More On The Voter ID Farce

Posted in Around The Nation, Around The State, Elections at 12:19 am by wcnews

The second stage of the Indiana voter ID law is worse than the first, (via Election Law blog), Indiana: Requiring IDs, Revoking IDs.

You can’t make this stuff up.

This weekend, the Indianapolis Star reported that the state of Indiana-which is currently defending its law denying the vote to people without government-issued photo IDs before the U.S. Supreme Court-is poised to revoke the IDs of up to 90,000 people.  This ID purge is scheduled to happen later this month, right in the middle of the primary season in an important presidential election year, and only weeks before a special congressional election.

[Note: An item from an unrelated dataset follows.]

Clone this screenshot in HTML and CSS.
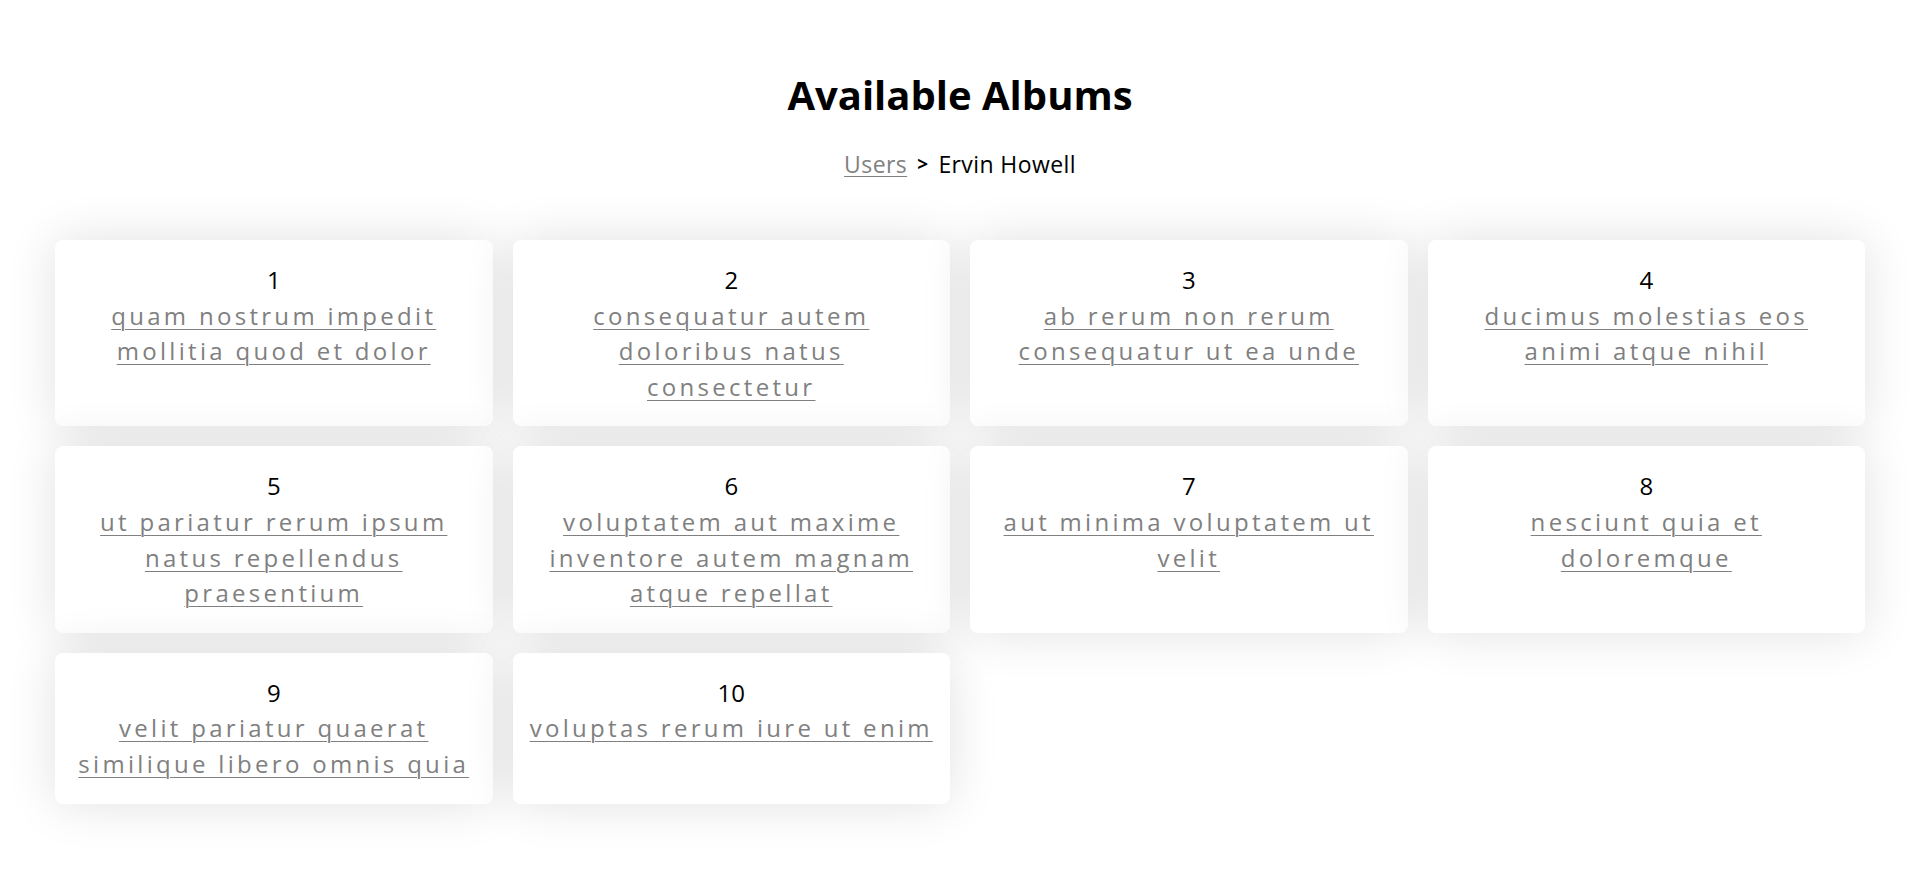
FILE: index.html
```html
<!DOCTYPE html>
<html lang="en">
<head>
<meta charset="utf-8">
<title>Available Albums</title>
<link rel="stylesheet" href="styles.css">
</head>
<body>
<main class="page">
  <h1 class="title">Available Albums</h1>
  <nav class="crumbs">
    <a class="crumb-link" href="#">Users</a>
    <span class="crumb-sep">&gt;</span>
    <span class="crumb-current">Ervin Howell</span>
  </nav>
  <section class="grid">
    <div class="card"><div class="num">1</div><a class="album" href="#">quam nostrum impedit mollitia quod et dolor</a></div>
    <div class="card"><div class="num">2</div><a class="album" href="#">consequatur autem doloribus natus<br>consectetur</a></div>
    <div class="card"><div class="num">3</div><a class="album" href="#">ab rerum non rerum consequatur ut ea unde</a></div>
    <div class="card"><div class="num">4</div><a class="album" href="#">ducimus molestias eos animi atque nihil</a></div>
    <div class="card"><div class="num">5</div><a class="album" href="#">ut pariatur rerum ipsum natus repellendus praesentium</a></div>
    <div class="card"><div class="num">6</div><a class="album" href="#">voluptatem aut maxime inventore autem magnam atque repellat</a></div>
    <div class="card"><div class="num">7</div><a class="album" href="#">aut minima voluptatem ut velit</a></div>
    <div class="card"><div class="num">8</div><a class="album" href="#">nesciunt quia et doloremque</a></div>
    <div class="card"><div class="num">9</div><a class="album" href="#">velit pariatur quaerat similique libero omnis quia</a></div>
    <div class="card"><div class="num">10</div><a class="album" href="#">voluptas rerum iure ut enim</a></div>
  </section>
</main>
</body>
</html>
```

FILE: styles.css
```css
html, body {
  margin: 0;
  padding: 0;
  background: #ffffff;
}

body {
  font-family: "Open Sans", "Liberation Sans", sans-serif;
  color: #000000;
}

.page {
  display: flex;
  flex-direction: column;
  align-items: center;
  padding-top: 71px;
  padding-bottom: 80px;
}

.title {
  margin: 0;
  font-size: 40px;
  line-height: 48px;
  font-weight: 700;
  color: #000;
}

.crumbs {
  margin-top: 28px;
  display: flex;
  align-items: center;
  gap: 10px;
  font-size: 23px;
  line-height: 34px;
  letter-spacing: 0.4px;
}

.crumb-link {
  color: #808080;
  text-decoration: underline;
  text-decoration-thickness: 1px;
  text-underline-offset: 3px;
}

.crumb-sep {
  font-size: 19px;
  font-weight: 700;
  color: #000;
}

.crumb-current {
  color: #000;
}

.grid {
  margin-top: 59px;
  align-self: stretch;
  padding: 0 55px;
  display: grid;
  grid-template-columns: repeat(4, 1fr);
  gap: 20px;
  align-items: stretch;
}

.card {
  background: #ffffff;
  border-radius: 8px;
  box-shadow: 0 0 50px rgba(0, 0, 0, 0.12);
  padding: 22px 16px;
  text-align: center;
  display: flex;
  flex-direction: column;
  align-items: center;
}

.num {
  font-size: 24px;
  line-height: 35.6px;
  color: #000;
}

.album {
  font-size: 24px;
  line-height: 35.6px;
  letter-spacing: 3.3px;
  color: #808080;
  text-decoration: underline;
  text-decoration-thickness: 1px;
  text-underline-offset: 4px;
}
```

This means that, in addition to the 13% of registered voters in Indiana who don’t have current state-issued photo IDs, up to 90,000 more could be blocked from voting because of Indiana’s misguided voter ID law, the most restrictive such law in the country.  (Caveat:  the state is not physically collecting the cancelled IDs, and so it is not clear what will happen when their holders show up to vote.)

And it’s even worse than it sounds.  The reason Indiana is planning to revoke these IDs is because the state’s Bureau of Motor Vehicles ran a computer check and was unable to “match” the bearers’ information against records kept by the Social Security Administration.  This kind of computer matching is a singularly misguided and unreliable way to identify invalid ID records.  Typos, clerical errors, and other irrelevant discrepancies in BMV and Social Security databases typically cause a huge number of match failures between perfectly valid government records.  A person listed as “Bill” on his driver’s license but “William” on his Social Security card will fail to match; so will a woman whose driver’s license is in her married name but whose Social Security records are in her maiden name.

When other jurisdictions have tried record matching in the voting context, there were match failures for up to 20-30% of would-be voters.  When they tried to match records against the Social Security database, as Indiana has done here, the match failures have risen to 46.2%.  Erroneous match failures are typically more common for people of color, as the Brennan Center recently found when it analyzed Florida’s match files in connection with an ongoing lawsuit.  Again, these match failures are not indicative of any problems with the voters.  After initial efforts to investigate these mismatches in Indiana, a BMV spokesperson admitted that “[t]he great majority of mismatches that occurred were what we would call innocent or inadvertent kinds of things.”

This story is truly disturbing.  Just imaging our current Texas GOP controlled state government having this kind of power.  I seem to remember something about a voter purge in Florida before the 2000 presidential election.

1 Comment »

  1. Eye on Williamson » US Supreme Court Allows Voter ID Law To Stand said,

    April 28, 2008 at 10:06 pm

    [...] purposes, non-existent. For some background here’s some history on the issue and the kind of voter suppression, and partisan politics that could happen as a result of a law like this in Texas. And for a refresher on what kind of [...]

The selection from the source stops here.